* **What the task asks**
Copy the listing verbatim, excluding any images found in it.

_ _ _ _ _

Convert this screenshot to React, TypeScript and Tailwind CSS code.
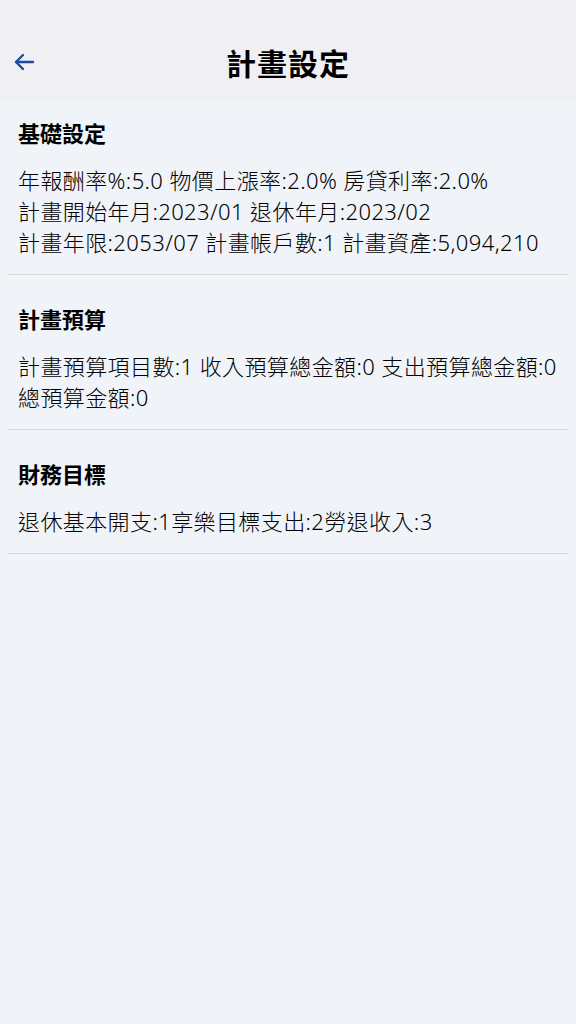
const font = { fontFamily: '"Noto Sans", "Noto Sans CJK TC", sans-serif' };

interface Section {
  title: string;
  lines: string[];
}

const sections: Section[] = [
  {
    title: "基礎設定",
    lines: [
      "年報酬率%:5.0 物價上漲率:2.0% 房貸利率:2.0%",
      "計畫開始年月:2023/01 退休年月:2023/02",
      "計畫年限:2053/07 計畫帳戶數:1 計畫資產:5,094,210",
    ],
  },
  {
    title: "計畫預算",
    lines: ["計畫預算項目數:1 收入預算總金額:0 支出預算總金額:0", "總預算金額:0"],
  },
  {
    title: "財務目標",
    lines: ["退休基本開支:1享樂目標支出:2勞退收入:3"],
  },
];

export default function App() {
  return (
    <div className="min-h-[1024px] w-[576px] bg-[#f0f3f7] text-black" style={font}>
      {/* Header */}
      <div className="relative h-[102px] bg-[#efeff4] flex items-center justify-center pt-[26px]">
        <button className="absolute left-[12px] top-[50px] text-[#1d4c9c]">
          <svg width="24" height="24" viewBox="0 0 24 24" fill="none" stroke="currentColor" strokeWidth="2.4" strokeLinecap="round" strokeLinejoin="round">
            <path d="M21 12H4" />
            <path d="M11 5l-7 7 7 7" />
          </svg>
        </button>
        <h1 className="text-[30px] font-bold leading-none tracking-[1px]">計畫設定</h1>
      </div>

      {/* Sections */}
      <div className="mx-2">
        {sections.map((s, idx) => (
          <div key={s.title} className={`border-b border-[#d6d8dc] px-[10px] pb-4 ${idx === 0 ? "pt-4" : "pt-[29px]"}`}>
            <h2 className="text-[22px] font-bold leading-[31px] mb-4">{s.title}</h2>
            {s.lines.map((l) => (
              <p key={l} className="text-[22px] font-light leading-[31px] tracking-[0.4px] text-black whitespace-nowrap">
                {l}
              </p>
            ))}
          </div>
        ))}
      </div>
    </div>
  );
}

_ _ _ _ _

* **Result**
Convert this screenshot to React, TypeScript and Tailwind CSS code.
const font = { fontFamily: '"Noto Sans", "Noto Sans CJK TC", sans-serif' };

interface Section {
  title: string;
  lines: string[];
}

const sections: Section[] = [
  {
    title: "基礎設定",
    lines: [
      "年報酬率%:5.0 物價上漲率:2.0% 房貸利率:2.0%",
      "計畫開始年月:2023/01 退休年月:2023/02",
      "計畫年限:2053/07 計畫帳戶數:1 計畫資產:5,094,210",
    ],
  },
  {
    title: "計畫預算",
    lines: ["計畫預算項目數:1 收入預算總金額:0 支出預算總金額:0", "總預算金額:0"],
  },
  {
    title: "財務目標",
    lines: ["退休基本開支:1享樂目標支出:2勞退收入:3"],
  },
];

export default function App() {
  return (
    <div className="min-h-[1024px] w-[576px] bg-[#f0f3f7] text-black" style={font}>
      {/* Header */}
      <div className="relative h-[102px] bg-[#efeff4] flex items-center justify-center pt-[26px]">
        <button className="absolute left-[12px] top-[50px] text-[#1d4c9c]">
          <svg width="24" height="24" viewBox="0 0 24 24" fill="none" stroke="currentColor" strokeWidth="2.4" strokeLinecap="round" strokeLinejoin="round">
            <path d="M21 12H4" />
            <path d="M11 5l-7 7 7 7" />
          </svg>
        </button>
        <h1 className="text-[30px] font-bold leading-none tracking-[1px]">計畫設定</h1>
      </div>

      {/* Sections */}
      <div className="mx-2">
        {sections.map((s, idx) => (
          <div key={s.title} className={`border-b border-[#d6d8dc] px-[10px] pb-4 ${idx === 0 ? "pt-4" : "pt-[29px]"}`}>
            <h2 className="text-[22px] font-bold leading-[31px] mb-4">{s.title}</h2>
            {s.lines.map((l) => (
              <p key={l} className="text-[22px] font-light leading-[31px] tracking-[0.4px] text-black whitespace-nowrap">
                {l}
              </p>
            ))}
          </div>
        ))}
      </div>
    </div>
  );
}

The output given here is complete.